Mota led the Lenca war defence in the surrounding settlement of Gracias a Dios, in the current department of Lempira and the exterior rio coco in Miskito territories from the Spaniards; Entepica was chief of Piraera and lord of Cerquín.

Independence 
After independence from Spain in 1821 and the formation of the Republic of Honduras, the formation of a new country was legalized through the constitution, of which tribal clans and ethnic groups were not part of the spoils of war or receiving  total sovereignty back even though tribals participated as combatants.

XXI century 
Despite the adoption of Catholicism, Spanish language, and the loss of their tribal language, the Lenca still preserve several features of their original culture today.
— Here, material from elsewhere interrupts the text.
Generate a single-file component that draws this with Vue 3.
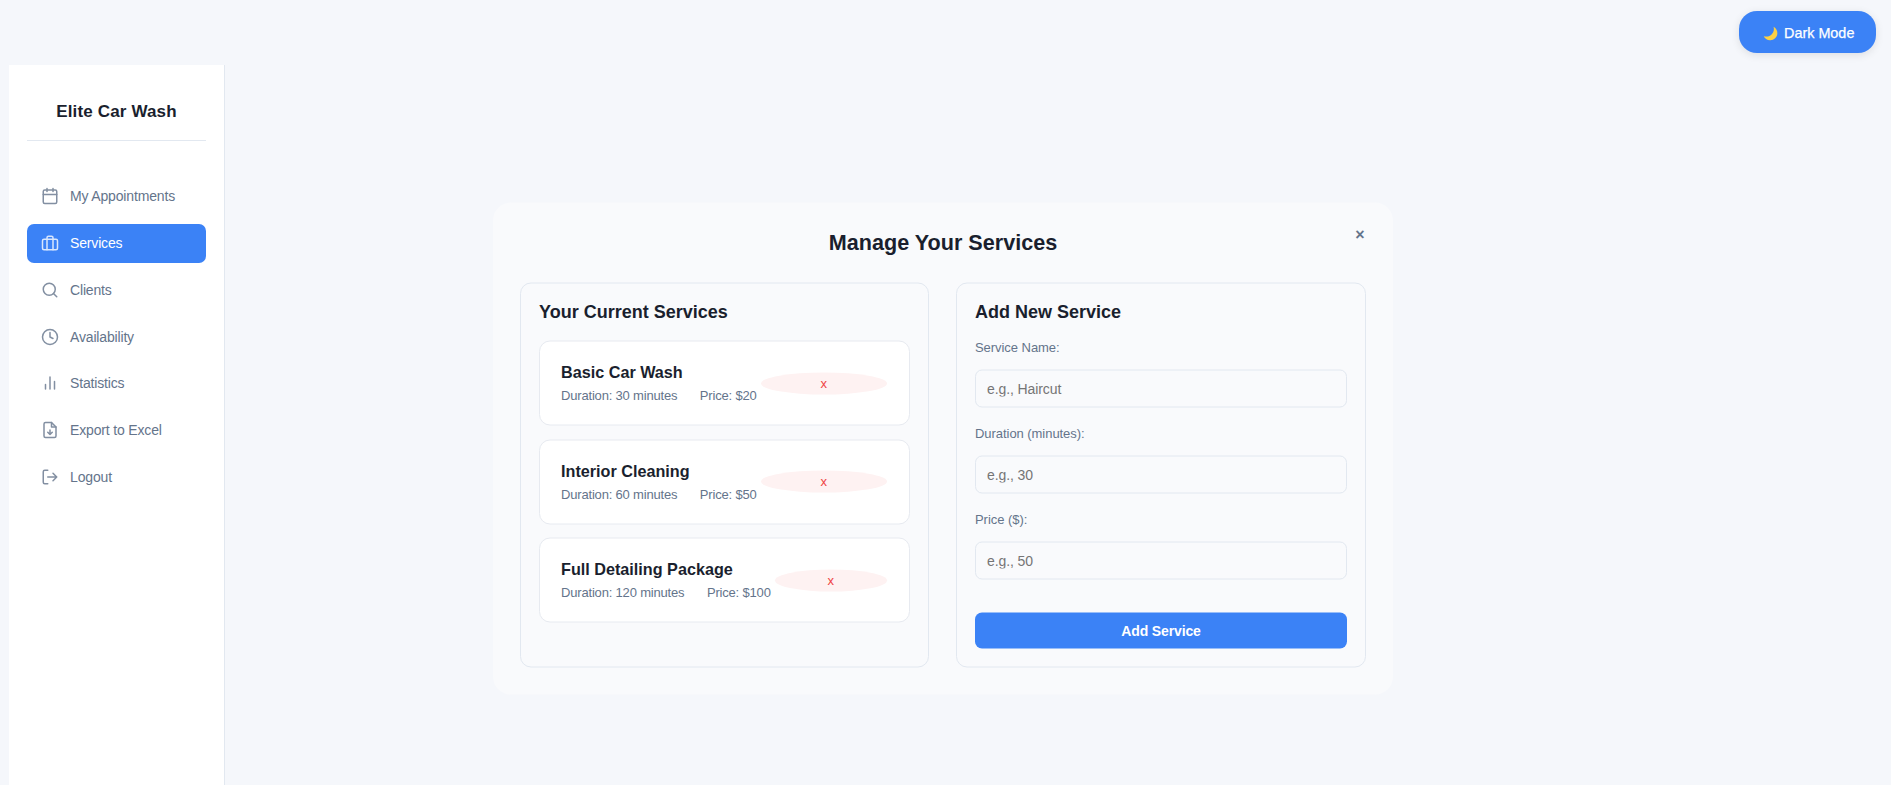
<script setup>
import { ref } from 'vue'

const navItems = [
  { label: 'My Appointments', icon: 'calendar' },
  { label: 'Services', icon: 'briefcase', active: true },
  { label: 'Clients', icon: 'search' },
  { label: 'Availability', icon: 'clock' },
  { label: 'Statistics', icon: 'bars' },
  { label: 'Export to Excel', icon: 'export' },
  { label: 'Logout', icon: 'logout' },
]

const icons = {
  calendar: ['M5 4h14a2 2 0 0 1 2 2v14a2 2 0 0 1-2 2H5a2 2 0 0 1-2-2V6a2 2 0 0 1 2-2z', 'M16 2v4M8 2v4M3 10h18'],
  briefcase: ['M4 7h16a2 2 0 0 1 2 2v10a2 2 0 0 1-2 2H4a2 2 0 0 1-2-2V9a2 2 0 0 1 2-2z', 'M16 21V5a2 2 0 0 0-2-2h-4a2 2 0 0 0-2 2v16'],
  search: ['M19 11a8 8 0 1 1-16 0 8 8 0 0 1 16 0z', 'M21 21l-4.35-4.35'],
  clock: ['M22 12a10 10 0 1 1-20 0 10 10 0 0 1 20 0z', 'M12 6v6l4 2'],
  bars: ['M18 20V10M12 20V4M6 20v-6'],
  export: ['M14 2H6a2 2 0 0 0-2 2v16a2 2 0 0 0 2 2h12a2 2 0 0 0 2-2V8z', 'M14 2v6h6M12 12v6M9 15l3 3 3-3'],
  logout: ['M9 21H5a2 2 0 0 1-2-2V5a2 2 0 0 1 2-2h4', 'M16 17l5-5-5-5M21 12H9'],
}

const services = [
  { name: 'Basic Car Wash', duration: 30, price: 20 },
  { name: 'Interior Cleaning', duration: 60, price: 50 },
  { name: 'Full Detailing Package', duration: 120, price: 100 },
]

const fields = ref([
  { label: 'Service Name:', placeholder: 'e.g., Haircut', value: '' },
  { label: 'Duration (minutes):', placeholder: 'e.g., 30', value: '' },
  { label: 'Price ($):', placeholder: 'e.g., 50', value: '' },
])
</script>

<template>
  <div class="page">
    <header class="topbar">
      <button class="theme" type="button">
        <svg class="moon" viewBox="0 0 16 16"><path d="M11.300 .8c2.800 1.600 4.200 4.300 4 7.300-.3 4.300-3.700 7.300-7.800 7.100C4.300 15 1.800 13.300.8 10.800c3.300 1 6.500.3 8.600-2C11.500 6.500 12.100 3.600 11.300.8z" fill="#fdd043" /></svg>
        <span class="theme-label">Dark Mode</span>
      </button>
    </header>
    <div class="body">
      <aside class="sidebar">
        <h2 class="brand">Elite Car Wash</h2>
        <nav class="nav">
          <a v-for="item in navItems" :key="item.label" class="nav-item" :class="{ active: item.active }">
            <svg class="icon" viewBox="0 0 24 24"><path v-for="d in icons[item.icon]" :key="d" :d="d" /></svg>
            <span>{{ item.label }}</span>
          </a>
        </nav>
      </aside>
      <main class="main">
        <section class="modal">
          <button class="close" type="button">×</button>
          <h2 class="title">Manage Your Services</h2>
          <div class="columns">
            <div class="panel">
              <h3 class="heading">Your Current Services</h3>
              <ul class="list">
                <li v-for="s in services" :key="s.name" class="card">
                  <div class="info">
                    <h4 class="name">{{ s.name }}</h4>
                    <p class="meta"><span>Duration: {{ s.duration }} minutes</span><span>Price: ${{ s.price }}</span></p>
                  </div>
                  <button class="remove" type="button">x</button>
                </li>
              </ul>
            </div>
            <form class="panel" @submit.prevent>
              <h3 class="heading form-heading">Add New Service</h3>
              <label v-for="f in fields" :key="f.label" class="field">
                <span class="label">{{ f.label }}</span>
                <input v-model="f.value" class="input" :placeholder="f.placeholder" />
              </label>
              <button class="submit" type="submit">Add Service</button>
            </form>
          </div>
        </section>
      </main>
    </div>
  </div>
</template>

<style>
body { background: #f5f7fb; }
</style>

<style scoped>
.page {
  height: 785px;
  display: flex;
  flex-direction: column;
  overflow: hidden;
  box-sizing: border-box;
  background: #f5f7fb;
  color: #1a1f2e;
  font-family: "Liberation Sans", Arial, sans-serif;
}
.page * { box-sizing: border-box; }
button, input { font-family: inherit; }
h2, h3, h4, p, ul { margin: 0; padding: 0; }
.topbar {
  flex: none;
  height: 65px;
  padding: 11px 15px 0 0;
  display: flex;
  justify-content: flex-end;
  align-items: flex-start;
}
.theme {
  width: 137px;
  height: 42px;
  padding: 2px 0 0 24px;
  border: 0;
  border-radius: 18px;
  background: #3b82f6;
  color: #fff;
  display: flex;
  align-items: center;
  font-size: 14.4px;
  box-shadow: 0 2px 9px rgba(0, 0, 0, .1);
  -webkit-text-stroke: .25px #fff;
}
.moon { width: 15px; height: 15px; margin-right: 6px; }
.body { flex: 1; display: flex; min-height: 0; }
.sidebar {
  flex: none;
  width: 216px;
  margin-left: 9px;
  padding: 0 18px;
  background: #fff;
  border-right: 1px solid #e2e8f0;
}
.brand {
  height: 76px;
  padding-top: 35px;
  border-bottom: 1px solid #e2e8f0;
  text-align: center;
  font-size: 17px;
  letter-spacing: .15px;
  line-height: 23px;
}
.nav { margin-top: 35.8px; display: flex; flex-direction: column; gap: 7.8px; }
.nav-item {
  height: 39px;
  padding-left: 14px;
  display: flex;
  align-items: center;
  gap: 11px;
  border-radius: 7px;
  color: #64748b;
  font-size: 14px;
  letter-spacing: -.16px;
}
.nav-item.active { background: #3b82f6; color: #fff; }
.icon {
  width: 18px;
  height: 18px;
  fill: none;
  stroke: currentColor;
  stroke-width: 2;
  stroke-linecap: round;
  stroke-linejoin: round;
  opacity: .8;
}
.main { flex: 1; padding: 137px 0 0 268px; }
.modal {
  position: relative;
  width: 900px;
  height: 492px;
  padding: 27px;
  border-radius: 18px;
  background: #f9fafc;
  transform: translateY(.5px);
}
.title { text-align: center; font-size: 21.6px; line-height: 26px; margin-bottom: 27px; }
.close {
  position: absolute;
  top: 22px;
  right: 23px;
  width: 20px;
  height: 20px;
  padding: 0;
  border: 0;
  background: none;
  color: #64748b;
  font-size: 16px;
  font-weight: bold;
  line-height: 20px;
}
.columns { display: grid; grid-template-columns: 409px 410px; gap: 27px; }
.panel {
  height: 385px;
  padding: 17px 18px;
  border: 1px solid #e2e8f0;
  border-radius: 11px;
}
.heading { font-size: 18px; line-height: 22px; }
.list { margin-top: 18px; display: flex; flex-direction: column; gap: 13.6px; list-style: none; }
.card {
  height: 85px;
  padding: 0 22px 0 21px;
  display: flex;
  align-items: center;
  gap: 4px;
  background: #fff;
  border: 1px solid #e7eaf0;
  border-radius: 11px;
}
.info { flex: none; }
.name { font-size: 16.2px; line-height: 21px; }
.meta { display: flex; gap: 22.5px; margin-top: 3px; color: #64748b; font-size: 13px; letter-spacing: -.18px; line-height: 19px; }
.remove {
  flex: 1;
  height: 22px;
  padding: 0;
  border: 0;
  border-radius: 50%;
  background: #fef2f2;
  color: #ef4444;
  font-size: 13px;
  line-height: 22px;
}
.field { display: block; height: 86px; }
.form-heading { margin-bottom: 15px; }
.label { display: block; height: 32px; color: #64748b; font-size: 13px; letter-spacing: -.05px; line-height: 20px; }
.input {
  display: block;
  width: 100%;
  height: 38px;
  padding: 0 11px;
  border: 1px solid #e2e8f0;
  border-radius: 7px;
  background: transparent;
  font-size: 14px;
  letter-spacing: -.1px;
  outline: none;
}
.input::placeholder { color: #757575; }
.submit {
  width: 100%;
  height: 36px;
  margin-top: 17px;
  border: 0;
  border-radius: 7px;
  background: #3b82f6;
  color: #fff;
  font-size: 14px;
  letter-spacing: -.13px;
  font-weight: bold;
}
</style>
In 1993, the tribal leader and Lenca activist Berta Cáceres co-founded the Civic Council of Popular and Indigenous Organizations of Honduras (COPINH). In 2015 she won the Goldman Environmental Prize and in March 2016 she was cruelly murdered, being honored both in her country and abroad thanks to her constant and long environmental struggle and for the rights of the tribal peoples of Honduras.

Culture
While there are ongoing political problems in contemporary Central America over tribal sovereignty, land rights and identity, the Lenca have retained many of their pre-European customs of usage of land by international laws. Although their tribal language is nearly extinct, and their culture has changed in other ways over the centuries due to the Spanish influence, the Lenca continue to preserve some custom ways and identify as tribal people. There are programs and dictionaries to help revitalize the language and custom Lenca culture. Aside from that, the Lenca still eat their Traditional foods like Atol Shuko (Black Corn Paste looks purple), Tamales Pisques, Miel de Jocote (Jocote Syrup), Miel De Mango (Mango Syrup), Panal De Abeja (Bee hives), Cuzuco (Armadillo), Garrobo (stone Iguana), Chakalines (River shrimp), Punches (River Crab) etc.

Economy
Modern Lenca communities are centered on the milpa crop-growing system. Lenca men engage in agriculture, including the cultivation of coffee, cacao, tobacco, varieties of plantains, and gourds. Other principal crops are maize, wheat, beans, squash, cacoa beans, sugarcane, and chili peppers. In El Salvador peanuts are also cultivated. Within their communities, Lenca traditionally expect all members to participate in communal efforts.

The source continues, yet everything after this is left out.